Pat Kannar walked through Gate 13 before finding her seat between home plate and first base, behind the box seats in the lower grandstand. She didn’t know it yet, but she was one of thousands of fans charmed enough to witness one of the most legendary moments in sports history.
Kannar, then 15 years old, sat in the wives’ section of the Polo Grounds. Her boyfriend, Bill Leonard, was a Giants bat boy, and he got her into so many games the ushers knew her name. Giants manager Leo Durocher’s wife, movie star Laraine Day, was situated nearby.
“I felt very special,” Kannar, now Pat Leonard, told KNBR.
That specific day, Oct. 3, 1951, Leonard was especially thrilled to be in the ballpark. It was a school day, but even at her parochial high school, the teachers understood how big of a game this was: Game 3 of a three-game playoff to decide which New York team will face the Yankees in the World Series. Leonard was excused from class.
So there she was as the Giants fell behind 4-1 entering the ninth inning. Don Newcome had pitched eight brilliant innings, but shortstop Alvin Dark led off with a single. He advanced from first to third on a Whitey Lockman single, and scored on Don Mueller’s single. After foul out from Whitey Lockman drove in Dark with a double, and Mueller slid into third — injurying his ankle in the process.
Dodgers manager Chuck Dresen replaced Newcombe with Ralph Branca as Thomson stepped to the plate as the game-winning run.
Leonard will never forget what happened next.
“When it happened, when Thomson — who was my hero — hit the home run, I had tears of joy,” she said. “That’s the only way I could explain it. I’m sure I hugged whoever was next to me. That I don’t remember. One of the wives. But screaming and yelling and crying at the same time, because it was such a surprise. Such an exciting time.”
The Polo Grounds wasn’t completely packed that night; World Series tickets had already been sold out, so many fans assumed this one was as well. And with the three-game playoff being the first nationally televised sporting event ever, millions watched on the televisions and more tuned in on the radio.
Leonard was one of 34,320 fans in attendance who saw Thomson’s “Shot Heard Round The World” win the Giants the pennant 70 years ago today. The 5-4 Giants win broke countless hearts that day, and two hearts even stopped from the shock, according to “The Echoing Green” by Joshua Prager.
As the years pass, fewer and fewer people are around to tell the story firsthand.

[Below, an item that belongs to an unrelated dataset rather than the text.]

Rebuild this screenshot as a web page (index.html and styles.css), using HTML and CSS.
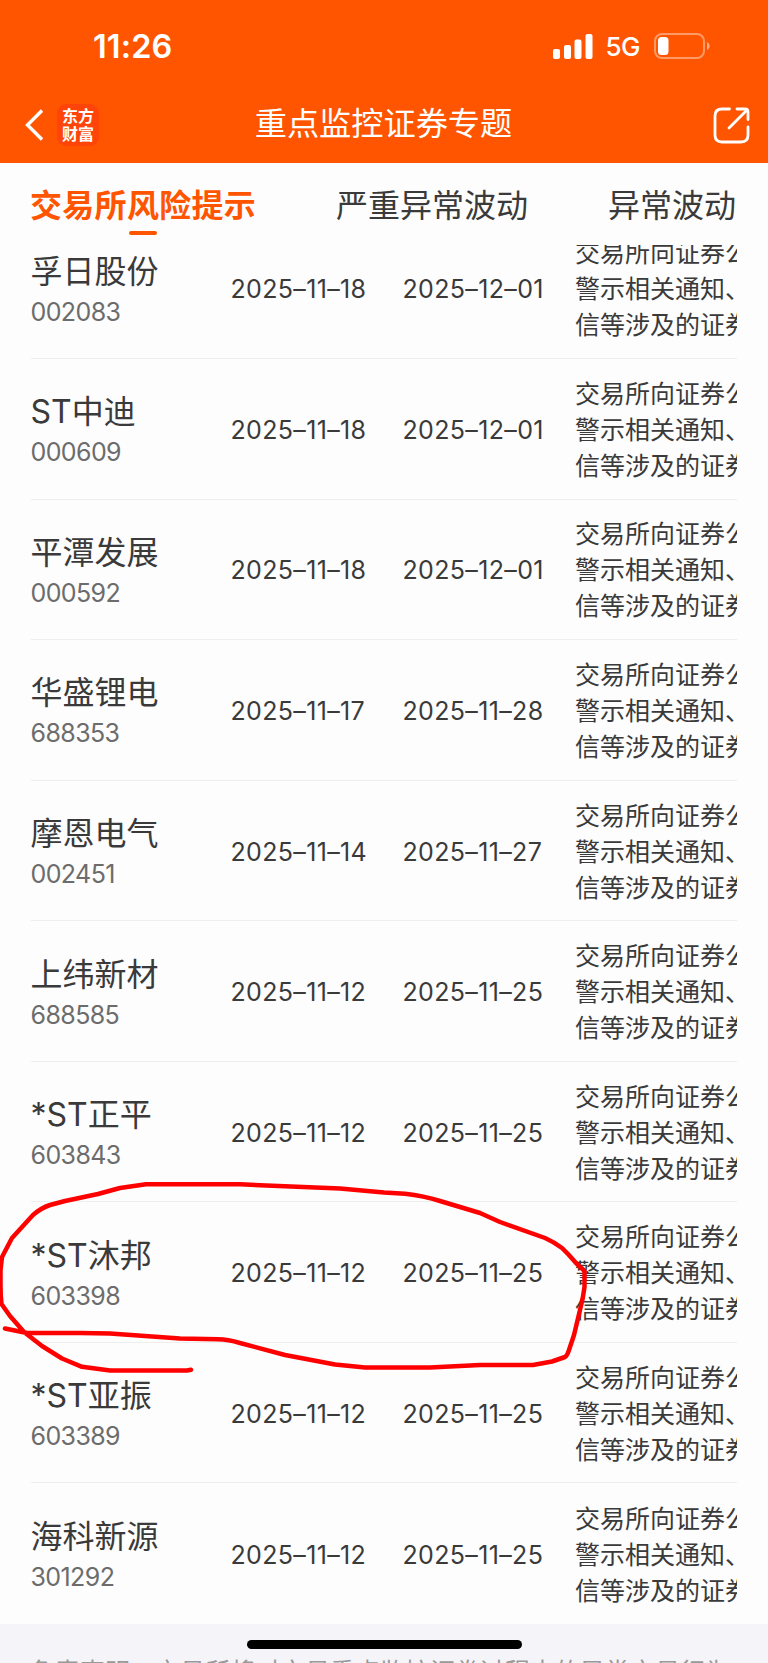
FILE: index.html
```
<!DOCTYPE html>
<html lang="zh-CN">
<head>
  <meta charset="UTF-8" />
  <meta name="viewport" content="width=device-width, initial-scale=1.0"/>
  <title>重点监控证券专题</title>
  <link rel="stylesheet" href="styles.css">
</head>
<body>
  <header class="header">
    <div class="status-bar">
      <span class="time">11:26</span>
      <div class="status-icons">
        <svg class="signal" width="40" height="25" viewBox="0 0 40 25" fill="#fff">
          <rect x="0" y="15" width="7" height="10" rx="2"/>
          <rect x="11" y="11" width="7" height="14" rx="2"/>
          <rect x="21.5" y="5.5" width="7" height="19.5" rx="2"/>
          <rect x="32.5" y="0" width="7" height="25" rx="2"/>
        </svg>
        <span class="network">5G</span>
        <svg class="battery" width="56" height="26" viewBox="0 0 56 26">
          <rect x="1" y="1" width="49" height="24" rx="7" fill="none" stroke="#fff" stroke-opacity=".4" stroke-width="2"/>
          <rect x="4" y="4" width="10.5" height="18" rx="3.5" fill="#fff"/>
          <path d="M53 9 C56.500 10.500 56.500 15.500 53 17 Z" fill="#fff" fill-opacity=".5"/>
        </svg>
      </div>
    </div>
    <div class="nav-bar">
      <div class="nav-left">
        <svg width="18" height="32" viewBox="0 0 18 32" fill="none" stroke="#fff" stroke-width="3.4">
          <path d="M17 1.500 L2.500 16 L17 30.500"/>
        </svg>
        <div class="logo"><span>东方</span><span>财富</span></div>
      </div>
      <h1>重点监控证券专题</h1>
      <svg class="share" width="37" height="37" viewBox="0 0 37 37" fill="none" stroke="#fff" stroke-width="2.800" stroke-linecap="round" stroke-linejoin="round">
        <path d="M16.500 2 H9 Q2 2 2 9 V28 Q2 35 9 35 H28 Q35 35 35 28 V20"/>
        <path d="M24 2 H32 Q35 2 35 5 V12.500"/>
        <path d="M16 21 L33.500 3.500"/>
      </svg>
    </div>
  </header>

  <nav class="tabs">
    <div class="tab active">交易所风险提示</div>
    <div class="tab">严重异常波动</div>
    <div class="tab">异常波动</div>
  </nav>

  <main class="list">
    <div class="rows" id="rows"></div>
  </main>

  <footer class="footer">
    <p>免责声明：交易所将对交易重点监控证券过程中的异常交易行为</p>
    <div class="home-indicator"></div>
  </footer>

  <svg class="marker" width="768" height="1663" viewBox="0 0 768 1663">
    <path d="M191 1369.700 L187 1370.500 H110 L82 1366.800 L62 1358.500 L42 1346 L24 1332 L10 1316 L1.500 1304 Q.5 1295 .5 1285 V1270 L2 1257 L12 1238 L33 1215 Q41 1208 50 1205 L65 1201 L98 1194 L120 1188 L146 1184.300 H240 L340 1188.500 L384 1192.500 L405 1193.800 Q424 1196 440 1201 L480 1213 L500 1222 L545 1238 Q554 1242 562 1248 L568 1254 L576 1263 L584.500 1271 V1287 Q583 1299 580 1310 L574 1335 L569 1350 Q567 1356 565 1357 L552 1361.500 L533 1365 H480 L430 1367.500 H365 L335 1364.500 L285 1355 L240 1343 Q228 1339.500 218 1339.300 L180 1338.500 L110 1333.500 L80 1333 H27 L5 1328.500"/>
  </svg>

  <script>
    const stocks = [
      ['孚日股份', '002083', '2025–11–18', '2025–12–01'],
      ['ST中迪', '000609', '2025–11–18', '2025–12–01'],
      ['平潭发展', '000592', '2025–11–18', '2025–12–01'],
      ['华盛锂电', '688353', '2025–11–17', '2025–11–28'],
      ['摩恩电气', '002451', '2025–11–14', '2025–11–27'],
      ['上纬新材', '688585', '2025–11–12', '2025–11–25'],
      ['*ST正平', '603843', '2025–11–12', '2025–11–25'],
      ['*ST沐邦', '603398', '2025–11–12', '2025–11–25'],
      ['*ST亚振', '603389', '2025–11–12', '2025–11–25'],
      ['海科新源', '301292', '2025–11–12', '2025–11–25']
    ];

    document.getElementById('rows').innerHTML = stocks.map(([name, code, start, end]) => `
      <div class="row">
        <div class="stock">
          <div class="name">${name}</div>
          <div class="code">${code}</div>
        </div>
        <div class="date">${start}</div>
        <div class="date">${end}</div>
        <div class="note">交易所向证券公<br>警示相关通知、<br>信等涉及的证券</div>
      </div>
    `).join('');
  </script>
</body>
</html>
```
FILE: styles.css
```
* { box-sizing: border-box; }

body {
  font-family: Inter, "Noto Sans CJK SC", sans-serif;
  background: #fdfdfd;
  color: #3a3a3a;
  margin: 0;
  width: 768px;
  height: 1663px;
  overflow: hidden;
  position: relative;
  display: flex;
  flex-direction: column;
}

.header {
  background: #ff5500;
  color: white;
  height: 163px;
  flex: none;
}

.status-bar {
  height: 90px;
  padding: 2px 58px 0 93px;
  display: flex;
  justify-content: space-between;
  align-items: center;
}

.time {
  font-size: 32.500px;
  font-weight: 600;
  letter-spacing: 0.1px;
}

.status-icons {
  display: flex;
  align-items: center;
}

.network {
  font-size: 26px;
  font-weight: 500;
  letter-spacing: -0.5px;
  margin: 1px 14px 0 12px;
}

.nav-bar {
  height: 70px;
  padding: 0 26px 0 25px;
  display: grid;
  grid-template-columns: 1fr auto 1fr;
  align-items: center;
}

.nav-left {
  display: flex;
  align-items: center;
  gap: 14px;
}

.logo {
  width: 42px;
  height: 42px;
  border-radius: 9px;
  background: #ff4409;
  display: flex;
  flex-direction: column;
  justify-content: center;
  align-items: center;
  font-size: 16px;
  font-weight: 700;
  line-height: 18px;
}

h1 {
  margin: -2px 0 0;
  font-size: 32.200px;
  font-weight: 400;
  line-height: 40px;
}

.share {
  justify-self: end;
  margin-right: -8px;
}

.tabs {
  flex: none;
  height: 82px;
  padding: 19px 32px 0 30px;
  display: flex;
  justify-content: space-between;
}

.tab {
  font-size: 32px;
  line-height: 48px;
}

.tab.active {
  color: #ff5500;
  font-weight: 700;
  letter-spacing: 0.3px;
}

.tab.active::after {
  content: "";
  display: block;
  width: 28px;
  height: 4px;
  border-radius: 2px;
  margin: 1px auto 0;
  background: #ff5500;
}

.list {
  flex: none;
  height: 1379px;
  padding: 0 31px 0 30.500px;
  overflow: hidden;
}

/* list is scrolled a little, first row is cut by the tabs */
.rows { margin-top: -26.400px; }

.row {
  height: 140.540px;
  padding-top: 2px;
  border-bottom: 1.500px solid #eee;
  display: grid;
  grid-template-columns: 200px 172px 172.500px 1fr;
  align-items: center;
}

.row:last-child { border-bottom: none; }

.name {
  font-size: 32px;
  line-height: 46px;
}

.code {
  margin-top: -1px;
  font-size: 25px;
  line-height: 36px;
  color: #6c6c6c;
  letter-spacing: -0.6px;
}

.date {
  font-size: 25px;
  letter-spacing: 0.35px;
}

.note {
  font-size: 25px;
  line-height: 36px;
  white-space: nowrap;
  overflow: hidden;
}

.footer {
  flex: 1;
  background: #f5f5f9;
  overflow: hidden;
  position: relative;
}

.footer p {
  margin: 30px 0 0 30px;
  font-size: 25px;
  line-height: 36px;
  color: #999;
  white-space: nowrap;
}

.home-indicator {
  position: absolute;
  left: 247px;
  top: 15.500px;
  width: 275px;
  height: 9px;
  border-radius: 5px;
  background: #000;
}

/* hand-drawn circle over the list */
.marker {
  position: absolute;
  left: 0;
  top: 0;
  fill: none;
  stroke: #ff0000;
  stroke-width: 4.500;
  stroke-linecap: round;
  stroke-linejoin: round;
  pointer-events: none;
}
```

Willie Mays was there, of course. Then a 20-year-old rookie, the Say Hey Kid was on deck. He thought Branca, who allowed a home run to Thomson in Game 1, would walk him to the vacated first base.
“I wasn’t nervous,” Mays told MLB in 2018.
Broadcaster Vin Scully, in his second year announcing for the Dodgers, was on hand but not working.
Famous writer Doris Kearns Goodwin, a then-eight-year-old die-hard Brooklyn Dodgers fan, was at her Rockville Centre, New York home watching the game on a 10-inch table console television. Her sister Charlotte, though, was in attendance at the Polo Grounds.
Frank Sinatra, a friend of Giants manager Leo Durocher, was at the game. He went with famous actor Jackie Gleason drinking during the day before settling into their seats. At the time of the home run, Gleason — a Dodgers fan — nervously threw up on Sinatra, distracting the musician and causing him to miss Thomson’s homer.
Most in attendance on Oct. 3, 1951 weren’t celebrities.
Walter Dubler, then a 15-year-old Dodgers fan, walked up to the gate with a few friends and bought tickets. His general admission tickets put the group in the upper left field stands, which hung directly over the left field wall. Towering pop flies, even if they weren’t hit especially hard, could land in the upper deck, while lower, better-hit drives would crash into the lower deck for home runs.
“The Polo Grounds was very, very eccentric,” Dubler said. “It wasn’t meant for baseball.”
The Dodgers were a tragic organization when Dubler was growing up, he said. Unfortunate things always seemed to happen to them. So even when Brooklyn led 4-1, Dubler and his friends were nervous.
“When Thomson hit the home run, all we could see up there was a ball coming to the outfield,” Dubler said. “You could not tell from where we were if (Andy) Pafko was going to catch it or if it was going into the stands. So what I saw, you think of this cinematically, what I heard was a lot of excitement. That was my first sign of bad news. But then I saw Eddie Stanky running out of the dugout to embrace Leo Durocher.”
Across from a devastated Dubler, likely too far away to see without a telescope, were all the overjoyed Giants’ players’ wives — sitting behind the box seats in the lower grandstand with Leonard.
Said Leonard: “Now, what I remember, Bill Leonard, the bat boy, went home after the game — he lived right near the Polo Grounds. Within walking distance. He went home and I went home. Never, ever realizing what that day would mean in baseball history. No way. We didn’t realize it.”